The story follows Max Da Costa, played by Matt Damon, an ex-con factory worker. He receives a lethal dose of radiation in an industrial accident and is given five days to live. Meanwhile, his childhood friend, Frey, struggles to support her daughter, who is dying from leukemia.
I think you can see where this is going.
I was expecting Elysium to be an intellectual, thought-provoking piece of science fiction. As it turns out, not so much. The story is fairly straightforward, and the messaging is quite ham-fisted.
In particular, the ruling class of Elysium are so cartoonishly heartless and evil it’s difficult to take seriously sometimes. Even my anti-corporate, pro-equality, angry leftist self found this to be a case of laying it on a bit thick. It’s certainly not the chillingly believable dystopia of Continuum.
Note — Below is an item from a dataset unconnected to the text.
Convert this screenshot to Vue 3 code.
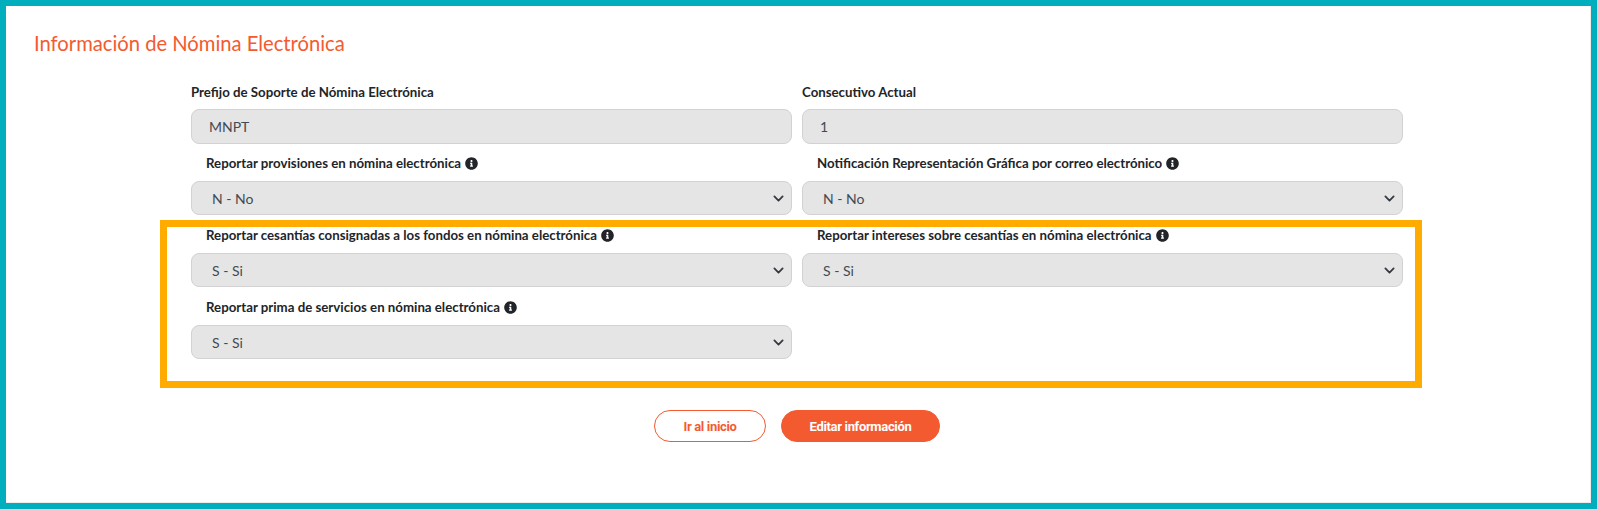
<script setup>
const inputs = [
  { label: "Prefijo de Soporte de Nómina Electrónica", value: "MNPT" },
  { label: "Consecutivo Actual", value: "1" },
];
const selects = [
  { label: "Reportar provisiones en nómina electrónica", value: "N - No" },
  { label: "Notificación Representación Gráfica por correo electrónico", value: "N - No" },
  { label: "Reportar cesantías consignadas a los fondos en nómina electrónica", value: "S - Si" },
  { label: "Reportar intereses sobre cesantías en nómina electrónica", value: "S - Si" },
  { label: "Reportar prima de servicios en nómina electrónica", value: "S - Si" },
];
</script>

<template>
  <div class="frame">
    <h2 class="title">Información de Nómina Electrónica</h2>

    <div class="form">
      <div class="grid">
        <div v-for="f in inputs" :key="f.label" class="field">
          <label class="label label-top">{{ f.label }}</label>
          <input class="control input" :value="f.value" readonly />
        </div>
        <div v-for="s in selects" :key="s.label" class="field">
          <label class="label">
            {{ s.label }}
            <svg class="info" viewBox="0 0 512 512"><path d="M256 8C119 8 8 119 8 256s111 248 248 248 248-111 248-248S393 8 256 8zm0 110c23.200 0 42 18.800 42 42s-18.800 42-42 42-42-18.800-42-42 18.800-42 42-42zm56 254c0 6.600-5.400 12-12 12h-88c-6.600 0-12-5.400-12-12v-24c0-6.600 5.400-12 12-12h12v-64h-12c-6.600 0-12-5.400-12-12v-24c0-6.600 5.400-12 12-12h64c6.600 0 12 5.400 12 12v100h12c6.600 0 12 5.400 12 12v24z" /></svg>
          </label>
          <div class="select-wrap">
            <select class="control select"><option>{{ s.value }}</option></select>
            <svg class="chevron" viewBox="0 0 16 16"><path d="M2 5l6 6 6-6" /></svg>
          </div>
        </div>
      </div>

      <!-- recuadro de resaltado encima del formulario -->
      <div class="marker"></div>

      <div class="actions">
        <button class="btn btn-outline">Ir al inicio</button>
        <button class="btn btn-solid">Editar información</button>
      </div>
    </div>
  </div>
</template>

<style scoped>
.frame {
  box-sizing: border-box;
  width: 1597px;
  height: 509px;
  border: 6px solid #00aebd;
  background: #fff;
  box-shadow: inset -1px -1px 0 #ececec;
  padding: 21px 28px 0;
  font-family: Lato, "Liberation Sans", sans-serif;
  overflow: hidden;
}

.title {
  margin: 0;
  font-size: 20.2px;
  line-height: 32px;
  font-weight: 400;
  color: #f45a30;
}

.form {
  position: relative;
  width: 1212px;
  margin: 14px 0 0 157px;
}

.grid {
  display: grid;
  grid-template-columns: 601px 601px;
  column-gap: 10px;
}

.field {
  min-width: 0;
}

.label {
  display: flex;
  align-items: center;
  gap: 4px;
  height: 38px;
  padding: 2px 0 0 15px;
  font-size: 13.25px;
  font-weight: 700;
  color: #212529;
  box-sizing: border-box;
  white-space: nowrap;
}

.label-top {
  height: 36px;
  padding-left: 0;
}

.control {
  display: block;
  box-sizing: border-box;
  width: 100%;
  height: 34px;
  border: 1px solid #d2d2d2;
  border-radius: 8px;
  background: #e5e5e5;
  color: #434a52;
  font-family: Lato, "Liberation Sans", sans-serif;
  font-size: 14px;
  outline: none;
}

.input {
  height: 35px;
  margin-bottom: -1px;
  padding: 0 20px 0 17px;
}

.select {
  appearance: none;
  padding: 0 20px 0 20px;
}

.select-wrap {
  position: relative;
}

.chevron {
  position: absolute;
  right: 8px;
  top: 11.500px;
  width: 11px;
  height: 11px;
  fill: none;
  stroke: #343a40;
  stroke-width: 2.6;
  stroke-linecap: round;
  stroke-linejoin: round;
}

.info {
  width: 13px;
  height: 13px;
  fill: #212529;
  flex: none;
}

.marker {
  position: absolute;
  top: 147px;
  left: -31px;
  right: -19px;
  height: 168px;
  box-sizing: border-box;
  border: 7px solid #ffab00;
  pointer-events: none;
}

.actions {
  display: flex;
  justify-content: center;
  gap: 15px;
  margin-top: 51px;
}

.btn {
  height: 32px;
  border-radius: 16px;
  font-family: Roboto, "Liberation Sans", sans-serif;
  font-size: 13px;
  font-weight: 700;
  letter-spacing: -0.33px;
  cursor: pointer;
}

.btn-outline {
  width: 112px;
  background: #fff;
  border: 1px solid #f45a30;
  color: #f45a30;
}

.btn-solid {
  width: 159px;
  background: #f45a30;
  border: 1px solid #f45a30;
  color: #fff;
}
</style>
Thankfully, though, Elysium does have other strengths to call upon.
Elysium didn’t turn out to be a think-piece so much as a fairly standard sci-fi action adventure, but in that, it does its job well. The action sequences are brutal, visceral, and exciting. The special effects are spectacular, and the art design is strong. It manages to both an incredibly ugly movie and an absolute feast for the eyes at the same time.
The main characters are a little thin, but they’re good enough to keep you engaged. Similarly, the acting is adequate but not award-worthy. I was able to forget I was watching Matt Damon after a while, at least.
Actually, the best acting probably comes from the main antagonist, played by Sharlto Copley, who is so skin-crawlingly vile from beginning to end that I spent half the movie visualizing gruesome and painful fates for him.
Elysium has a pretty strong emotional punch, and while the journey to get there is a little inconsistent, its ending is one of the more powerful and satisfying that I’ve seen in recent memory.
So in the end Elysium is a lot like District 9. It, too, was a bit rough around the edges, but ultimately it was a good movie, and the same is true of Elysium. Not a masterpiece, but worth your time.